L’implication des personnes non directement concernées va de pair avec l’apprentissage du courage civique. J’ai déjà fait l’expérience que des parents demandaient s’il était vraiment nécessaire que ces enfants soient impliqués, car ils n’avaient rien à voir avec la situation et à travers leur intervention, ils pourraient risquer quelque chose, c’est-à-dire qu’ils n’auraient qu’à perdre. Je comprends très bien la peur de ces parents. Seulement le problème est que leurs enfants participent aussi au harcèlement moral du fait de leur passivité et ils doivent reconnaître aussi leur part de responsabilité. A travers l’acceptation de leur passivité par les adultes, ils «apprennent» en outre qu’il vaut mieux ne pas intervenir en faveur d’une personne qui se trouve en difficultés. C’est bien sûr une question de valeur. La passivité de ces enfants ne les protège pourtant pas efficacement contre le harcèlement moral car dans les yeux des harceleurs, ils sont également faibles et inoffensifs, exactement comme leurs victimes. Au cas où leur passivité est due à la peur des représailles, je pense qu’eux aussi doivent être considérés dans une certaine mesure comme victimes du harcèlement moral. Dans ce cas-là, ils feraient plus pour leur propre sécurité en apprenant un engagement adéquat au lieu de persister dans leur passivité peureuse. L’engagement contre le harcèlement moral peut aussi directement aider à remplacer un certain sentiment d’impuissance par l’expérience des compétences.

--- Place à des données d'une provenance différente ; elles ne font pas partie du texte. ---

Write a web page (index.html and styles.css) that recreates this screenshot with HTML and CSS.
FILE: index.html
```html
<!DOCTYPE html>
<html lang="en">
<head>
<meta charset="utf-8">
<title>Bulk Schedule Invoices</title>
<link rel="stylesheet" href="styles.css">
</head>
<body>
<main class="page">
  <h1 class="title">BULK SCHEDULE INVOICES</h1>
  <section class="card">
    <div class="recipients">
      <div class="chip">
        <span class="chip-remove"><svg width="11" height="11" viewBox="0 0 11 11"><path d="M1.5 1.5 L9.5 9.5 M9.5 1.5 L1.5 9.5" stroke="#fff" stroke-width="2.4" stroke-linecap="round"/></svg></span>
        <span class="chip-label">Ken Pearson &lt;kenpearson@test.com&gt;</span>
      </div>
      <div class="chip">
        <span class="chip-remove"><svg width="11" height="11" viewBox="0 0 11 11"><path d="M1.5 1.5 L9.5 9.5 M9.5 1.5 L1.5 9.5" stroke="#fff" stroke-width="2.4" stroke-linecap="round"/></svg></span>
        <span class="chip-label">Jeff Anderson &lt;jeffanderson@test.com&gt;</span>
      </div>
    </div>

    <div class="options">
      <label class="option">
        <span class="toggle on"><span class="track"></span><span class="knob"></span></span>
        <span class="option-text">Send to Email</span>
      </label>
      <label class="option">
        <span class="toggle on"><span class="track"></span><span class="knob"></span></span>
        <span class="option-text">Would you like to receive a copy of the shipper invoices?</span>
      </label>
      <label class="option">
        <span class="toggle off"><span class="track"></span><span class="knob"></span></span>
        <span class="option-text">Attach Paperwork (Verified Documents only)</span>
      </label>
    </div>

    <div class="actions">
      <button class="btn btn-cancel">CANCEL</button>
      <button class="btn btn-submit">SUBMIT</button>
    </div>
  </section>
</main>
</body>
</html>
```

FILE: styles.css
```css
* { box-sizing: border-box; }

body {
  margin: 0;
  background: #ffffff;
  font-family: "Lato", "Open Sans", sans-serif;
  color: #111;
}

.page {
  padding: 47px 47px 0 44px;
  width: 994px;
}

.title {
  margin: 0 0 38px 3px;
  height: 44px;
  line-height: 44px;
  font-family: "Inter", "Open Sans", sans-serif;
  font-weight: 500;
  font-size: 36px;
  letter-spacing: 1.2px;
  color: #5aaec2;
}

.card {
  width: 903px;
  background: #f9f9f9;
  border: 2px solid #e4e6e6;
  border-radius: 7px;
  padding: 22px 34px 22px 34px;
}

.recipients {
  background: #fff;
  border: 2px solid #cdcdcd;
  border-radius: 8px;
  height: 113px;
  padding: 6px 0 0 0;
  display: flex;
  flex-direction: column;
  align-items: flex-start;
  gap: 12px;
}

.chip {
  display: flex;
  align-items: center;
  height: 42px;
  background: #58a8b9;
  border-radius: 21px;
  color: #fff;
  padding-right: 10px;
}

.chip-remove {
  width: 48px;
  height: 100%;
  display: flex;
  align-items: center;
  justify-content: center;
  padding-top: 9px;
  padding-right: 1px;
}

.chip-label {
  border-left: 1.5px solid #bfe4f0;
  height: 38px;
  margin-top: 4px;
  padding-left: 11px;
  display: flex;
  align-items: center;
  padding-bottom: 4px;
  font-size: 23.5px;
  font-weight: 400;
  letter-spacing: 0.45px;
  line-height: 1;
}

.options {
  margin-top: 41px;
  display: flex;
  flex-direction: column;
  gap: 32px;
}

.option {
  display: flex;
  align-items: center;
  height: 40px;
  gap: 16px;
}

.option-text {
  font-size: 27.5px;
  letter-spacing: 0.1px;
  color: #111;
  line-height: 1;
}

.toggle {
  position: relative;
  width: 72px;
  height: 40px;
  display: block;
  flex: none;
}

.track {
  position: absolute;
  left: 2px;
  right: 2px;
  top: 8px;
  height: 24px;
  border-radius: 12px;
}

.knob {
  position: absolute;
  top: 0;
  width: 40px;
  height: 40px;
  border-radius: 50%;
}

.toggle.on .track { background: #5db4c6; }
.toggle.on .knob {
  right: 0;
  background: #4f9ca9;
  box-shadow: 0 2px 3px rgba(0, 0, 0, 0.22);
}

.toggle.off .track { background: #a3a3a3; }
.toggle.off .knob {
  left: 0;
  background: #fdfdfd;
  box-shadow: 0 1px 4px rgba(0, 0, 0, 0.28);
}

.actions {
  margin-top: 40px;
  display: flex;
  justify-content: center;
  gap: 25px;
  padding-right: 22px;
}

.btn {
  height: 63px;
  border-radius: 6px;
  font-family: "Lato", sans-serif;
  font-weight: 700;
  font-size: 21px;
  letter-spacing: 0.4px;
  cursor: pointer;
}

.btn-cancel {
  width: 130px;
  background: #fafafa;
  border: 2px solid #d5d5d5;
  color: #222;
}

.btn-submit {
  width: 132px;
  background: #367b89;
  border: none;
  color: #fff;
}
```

Quand les adultes transmettent des messages clairs et quant au harcèlement moral prennent clairement position, et si nécessaire interviennent de manière conséquente, les enfants qui s’interposent en faveur des victimes de harcèlement ne sont pas non plus menacés.

Agir en commun

Plus les individus travailleront en commun contre la violence, plus le travail sera efficace. Cela signifie: Les enseignants et les enseignantes ainsi que les élèves doivent entreprendre quelque chose en commun. Les enseignants devraient s’entraider et la direction scolaire elle-aussi devrait prendre clairement position face au phénomène du harcèlement moral. En outre, l’implication des parents est considérée comme un élément très important pour l’efficacité des programmes de prévention.

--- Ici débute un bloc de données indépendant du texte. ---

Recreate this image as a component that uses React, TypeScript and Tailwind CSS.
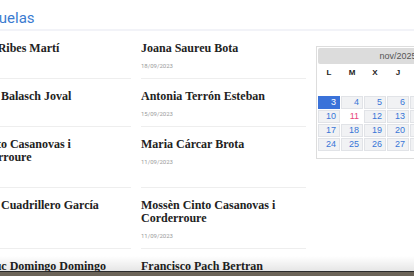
import React from "react";

type Entry = { name: string; date: string };

const rows: Entry[][] = [
  [
    { name: "Josep Ribes Martí", date: "19/09/2023" },
    { name: "Joana Saureu Bota", date: "18/09/2023" },
  ],
  [
    { name: "Maria Balasch Joval", date: "16/09/2023" },
    { name: "Antonia Terrón Esteban", date: "15/09/2023" },
  ],
  [
    { name: "P. Cinto Casanovas i Corderroure", date: "12/09/2023" },
    { name: "Maria Cárcar Brota", date: "11/09/2023" },
  ],
  [
    { name: "Josefa Cuadrillero García", date: "11/09/2023" },
    { name: "Mossèn Cinto Casanovas i Corderroure", date: "11/09/2023" },
  ],
  [
    { name: "M. Lluc Domingo Domingo", date: "10/09/2023" },
    { name: "Francisco Pach Bertran", date: "10/09/2023" },
  ],
];

function Item({ entry, first }: { entry: Entry; first: boolean }) {
  return (
    <div
      className={
        first
          ? "pt-[11px] pb-[8px]"
          : "border-t border-[#eeeeee] pt-[11px] pb-[8px]"
      }
    >
      <div className="font-['Liberation_Serif',serif] text-[12px] font-bold leading-[13px] text-[#222222]">
        {entry.name}
      </div>
      <div className="mt-[7px] font-['Roboto',sans-serif] text-[6px] leading-[8px] text-[#9b9b9b]">
        {entry.date}
      </div>
    </div>
  );
}

const weeks: (number | null)[][] = [
  [null, null, null, null, null, 1, 2],
  [3, 4, 5, 6, 7, 8, 9],
  [10, 11, 12, 13, 14, 15, 16],
  [17, 18, 19, 20, 21, 22, 23],
  [24, 25, 26, 27, 28, 29, 30],
];

function Cell({ d }: { d: number | null }) {
  if (d === null) return <div className="h-[13px]" />;
  if (d === 3)
    return (
      <div className="h-[13px] border border-[#3a72d9] bg-[#3a72d9] pr-[3px] text-right text-[9px] leading-[11px] text-white">
        {d}
      </div>
    );
  if (d === 11)
    return (
      <div className="h-[13px] border border-white bg-white pr-[3px] text-right text-[9px] leading-[11px] text-[#e8467c]">
        {d}
      </div>
    );
  return (
    <div className="h-[13px] border border-[#e1e3e7] bg-[#f1f2f4] pr-[3px] text-right text-[9px] leading-[11px] text-[#3875d7]">
      {d}
    </div>
  );
}

function Calendar() {
  return (
    <div className="ml-[10px] mt-[15px] w-[164px] shrink-0 border border-[#dddddd] bg-white p-[1px] pb-[7px] font-['Liberation_Sans',Arial,sans-serif]">
      <div className="h-[16px] rounded-[2px] bg-[#dcdcdc] text-center text-[9px] leading-[16px] text-[#555555]">
        nov/2025
      </div>
      <div className="grid h-[18px] grid-cols-[repeat(7,22px)] items-center gap-x-[1px] text-center text-[8px] font-bold text-[#222222]">
        <span>L</span>
        <span>M</span>
        <span>X</span>
        <span>J</span>
        <span>V</span>
        <span>S</span>
        <span>D</span>
      </div>
      <div className="grid grid-cols-[repeat(7,22px)] gap-[1px]">
        {weeks.flat().map((d, i) => (
          <Cell key={i} d={d} />
        ))}
      </div>
    </div>
  );
}

export default function App() {
  return (
    <div className="relative h-[276px] w-[414px] overflow-hidden bg-white">
      <div className="h-[31px] border-b-2 border-[#f2f3f8]">
        <div className="-ml-[34px] pl-[8px] pt-[8px] font-['Roboto',sans-serif] text-[15px] leading-[20px] text-[#3a7bd0]">
          Esquelas
        </div>
      </div>
      <div className="-ml-[34px] flex items-start">
        <div className="grid shrink-0 grid-cols-[165px_165px] gap-x-[10px]">
          {rows.map((r, ri) =>
            r.map((e, ci) => (
              <Item key={`${ri}-${ci}`} entry={e} first={ri === 0} />
            ))
          )}
        </div>
        <Calendar />
      </div>
      <div className="pointer-events-none absolute inset-x-0 bottom-0">
        <div className="h-[15px] bg-linear-to-b from-transparent to-black/10" />
        <div className="h-px bg-[#2a2a2a]" />
        <div className="h-[4px] bg-[#6b6357]" />
      </div>
    </div>
  );
}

Le point essentiel du programme de prévention pratiqué à Sheffield, en Angleterre dans 23 écoles (Sharp & Smith, 1993; Smith & Sharp, 1994) consistait dans le développement d’une stratégie commune contre le harcèlement moral par toute l’école (culture d’établissement scolaire). L’édification d’un réseau contre le harcèlement moral, la transmission de savoir sur les différents genres spécifiques de celui-ci, l’implication des parents, des élèves dans la culture d’établissement et l’élaboration de stratégies pour préserver une culture d’établissement positive en fait partie. L’objectif principal de la culture d’établissement globale consistait dans l’augmentation de la motivation, dans le fait de modifier quelque chose, et dans la mobilisation des personnes actives dans cette école. Smith et ses collaborateurs en ont conclu que le développement d’une culture d’établissement était primordiale: les écoles dans lesquelles l’ensemble du corps enseignant était impliqué dans le processus du développement du programme (par exemple à travers la signature d’une «charte contre le harcèlement moral»), ont enregistré la plus forte diminution de harcèlement moral au cours de la durée du projet.

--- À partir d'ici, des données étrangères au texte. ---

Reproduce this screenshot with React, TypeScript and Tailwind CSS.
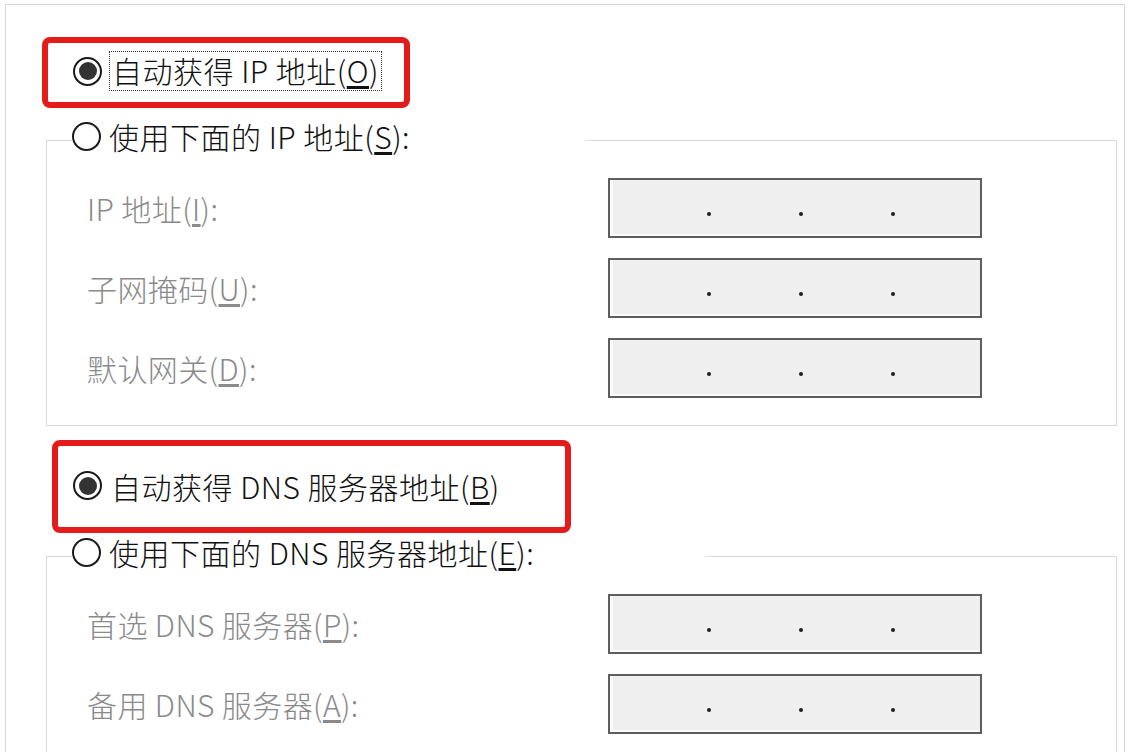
import React from "react";

const font = { fontFamily: '"Noto Sans CJK SC", "Noto Sans", sans-serif' };

function Radio({ checked }: { checked?: boolean }) {
  return (
    <span className="flex h-[29px] w-[29px] shrink-0 items-center justify-center rounded-full border-2 border-[#1a1a1a] bg-white">
      {checked && <span className="h-[18px] w-[18px] rounded-full bg-[#333]" />}
    </span>
  );
}

function IpBox() {
  return (
    <div className="flex h-[60px] w-[374px] items-center gap-[88px] border-2 border-[#5e5e5e] bg-[#efefef] pl-[97px] pt-[12px] shadow-[inset_3px_-2px_0_#fafafa]">
      <span className="h-[4px] w-[4px] rounded-full bg-[#1e1e1e]" />
      <span className="h-[4px] w-[4px] rounded-full bg-[#1e1e1e]" />
      <span className="h-[4px] w-[4px] rounded-full bg-[#1e1e1e]" />
    </div>
  );
}

function Field({ label, keyChar }: { label: string; keyChar: string }) {
  return (
    <div className="flex items-center pl-[15px]">
      <span className="w-[521px] text-[30px] font-light leading-none tracking-[0.4px] text-[#8a8a8a]">
        {label}(<span className="underline underline-offset-[3px]">{keyChar}</span>):
      </span>
      <IpBox />
    </div>
  );
}

function Group({
  legend,
  keyChar,
  legendWidth,
  fields,
}: {
  legend: string;
  keyChar: string;
  legendWidth: string;
  fields: { label: string; key: string }[];
}) {
  return (
    <fieldset className="ml-[40px] w-[1071px] border border-[#dadada] pb-[27px] pl-[25px] pt-[15px]">
      <legend className={`flex h-[46px] items-center gap-[8px] bg-white pb-[8px] ${legendWidth}`}>
        <Radio />
        <span className="text-[30px] font-light leading-none tracking-[0.5px] text-[#111]">
          {legend}(<span className="underline underline-offset-[3px]">{keyChar}</span>):
        </span>
      </legend>
      <div className="flex flex-col gap-[20px]">
        {fields.map((f) => (
          <Field key={f.key} label={f.label} keyChar={f.key} />
        ))}
      </div>
    </fieldset>
  );
}

export default function App() {
  return (
    <div className="relative h-[752px] w-[1128px] overflow-hidden bg-white pl-[5px] pr-[3px] pt-[4px]" style={font}>
      <div className="h-[800px] border-l border-r border-t border-[#d6d6d6]">
        {/* IP section */}
        <div className="mt-[46px] flex h-[40px] items-center gap-[7px] pl-[67px]">
          <Radio checked />
          <span className="flex h-[40px] items-center border border-dotted border-[#333] px-[2px] pb-[2px] text-[30px] font-light leading-none tracking-[0.5px] text-[#111]">
            自动获得 IP 地址(<span className="underline underline-offset-[3px]">O</span>)
          </span>
        </div>
        <div className="mt-[26px]">
          <Group
            legend="使用下面的 IP 地址"
            keyChar="S"
            legendWidth="w-[513px]"
            fields={[
              { label: "IP 地址", key: "I" },
              { label: "子网掩码", key: "U" },
              { label: "默认网关", key: "D" },
            ]}
          />
        </div>

        {/* DNS section */}
        <div className="mt-[41px] flex h-[40px] items-center gap-[9px] pb-[3px] pl-[67px]">
          <Radio checked />
          <span className="text-[30px] font-light leading-none tracking-[0.5px] text-[#111]">
            自动获得 DNS 服务器地址(<span className="underline underline-offset-[3px]">B</span>)
          </span>
        </div>
        <div className="mt-[26px]">
          <Group
            legend="使用下面的 DNS 服务器地址"
            keyChar="E"
            legendWidth="w-[633px]"
            fields={[
              { label: "首选 DNS 服务器", key: "P" },
              { label: "备用 DNS 服务器", key: "A" },
            ]}
          />
        </div>
      </div>

      {/* red annotation boxes */}
      <div className="absolute left-[42px] top-[37px] h-[71px] w-[368px] rounded-[8px] border-[6px] border-[#e41b1b]" />
      <div className="absolute left-[52px] top-[440px] h-[93px] w-[519px] rounded-[8px] border-[6px] border-[#e41b1b]" />
    </div>
  );
}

Outre la coopération des enseignants à l’école, la nécessité d’impliquer les parents est évidente. En particulier au niveau de l’école maternelle où les contacts entre les parents et l’enseignant peuvent être très intensifs, l’implication conséquente des parents dans le processus de prévention est assez bien praticable.
Il est important que les parents sachent que les enseignants s’engagent pour le bien-être social de leurs enfants. Il est important qu’ils sachent quels accords ils ont conclus avec leurs enfants et pour quelles raisons. Une coopération plus étroite serait bien sûr souhaitable, car il est important, que les enfants fassent concrètement l’expérience que l’école et les parents travaillent en commun. Il s’agit ici de renforcer aux yeux des enfants aussi bien l’autorité parentale que celle des enseignants.     •

Le texte est un extrait du chapitre 9 (p. 181–199) du livre de Françoise Alsaker, Quälgeister und ihre Opfer. Mobbing unter Kinder – und wie man damit umgeht. (Les harceleurs moraux et leurs victimes. Harcèlement moral chez les enfants – et comment on peut le traiter) Berne. 2003/2004. Verlag Hans Huber. 1re réimpression 2004, ISBN 3-456-83920-0. Reproduction avec l’aimable autorisation de la maison d’édition.
(Traduction Horizons et débats)

Chaque travail contre le harcèlement moral doit avant tout renforcer les enseignants et les rendre capables de s’y prendre et d’agir eux-mêmes contre le harcèlement moral.